Everything from the first line of the data through the line with "import React from 'react';" is to be echoed exactly, minus the pictures.
======== DATA LINES
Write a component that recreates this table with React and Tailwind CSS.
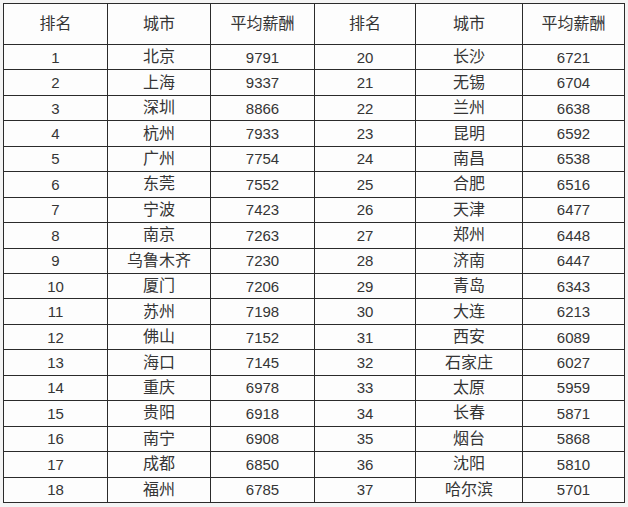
import React from 'react';

const left = [
  ['1', '北京', '9791'], ['2', '上海', '9337'], ['3', '深圳', '8866'], ['4', '杭州', '7933'],
  ['5', '广州', '7754'], ['6', '东莞', '7552'], ['7', '宁波', '7423'], ['8', '南京', '7263'],
  ['9', '乌鲁木齐', '7230'], ['10', '厦门', '7206'], ['11', '苏州', '7198'], ['12', '佛山', '7152'],
  ['13', '海口', '7145'], ['14', '重庆', '6978'], ['15', '贵阳', '6918'], ['16', '南宁', '6908'],
  ['17', '成都', '6850'], ['18', '福州', '6785'],
];

const right = [
  ['20', '长沙', '6721'], ['21', '无锡', '6704'], ['22', '兰州', '6638'], ['23', '昆明', '6592'],
  ['24', '南昌', '6538'], ['25', '合肥', '6516'], ['26', '天津', '6477'], ['27', '郑州', '6448'],
  ['28', '济南', '6447'], ['29', '青岛', '6343'], ['30', '大连', '6213'], ['31', '西安', '6089'],
  ['32', '石家庄', '6027'], ['33', '太原', '5959'], ['34', '长春', '5871'], ['35', '烟台', '5868'],
  ['36', '沈阳', '5810'], ['37', '哈尔滨', '5701'],
];

const headers = ['排名', '城市', '平均薪酬', '排名', '城市', '平均薪酬'];

const Cell = ({ children, cjk }) => (
  <div
    className={`bg-[#fdfdfd] flex items-center justify-center text-[#353535] leading-none ${
      cjk ? 'text-[16px]' : 'text-[15px]'
    }`}
  >
    {children}
  </div>
);

export default function App() {
  return (
    <div
      className="w-[628px] h-[507px] bg-[#f4f4f4] p-[3px]"
      style={{ fontFamily: '"Liberation Sans", "Noto Sans CJK SC", sans-serif' }}
    >
      <div className="w-[622px] h-[500px] bg-[#2b2b2b] p-px gap-px grid grid-cols-[103px_102px_103px_100px_106px_101px] grid-rows-[40px_repeat(18,minmax(0,1fr))]">
        {headers.map((h, i) => (
          <div key={'h' + i} className="bg-[#fdfdfd] flex items-center justify-center text-[16px] text-[#353535] leading-none">
            {h}
          </div>
        ))}
        {left.map((row, i) => (
          <React.Fragment key={i}>
            <Cell>{row[0]}</Cell>
            <Cell cjk>{row[1]}</Cell>
            <Cell>{row[2]}</Cell>
            <Cell>{right[i][0]}</Cell>
            <Cell cjk>{right[i][1]}</Cell>
            <Cell>{right[i][2]}</Cell>
          </React.Fragment>
        ))}
      </div>
    </div>
  );
}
================
EXERCISE SOLUTION -
Write a component that recreates this table with React and Tailwind CSS.
import React from 'react';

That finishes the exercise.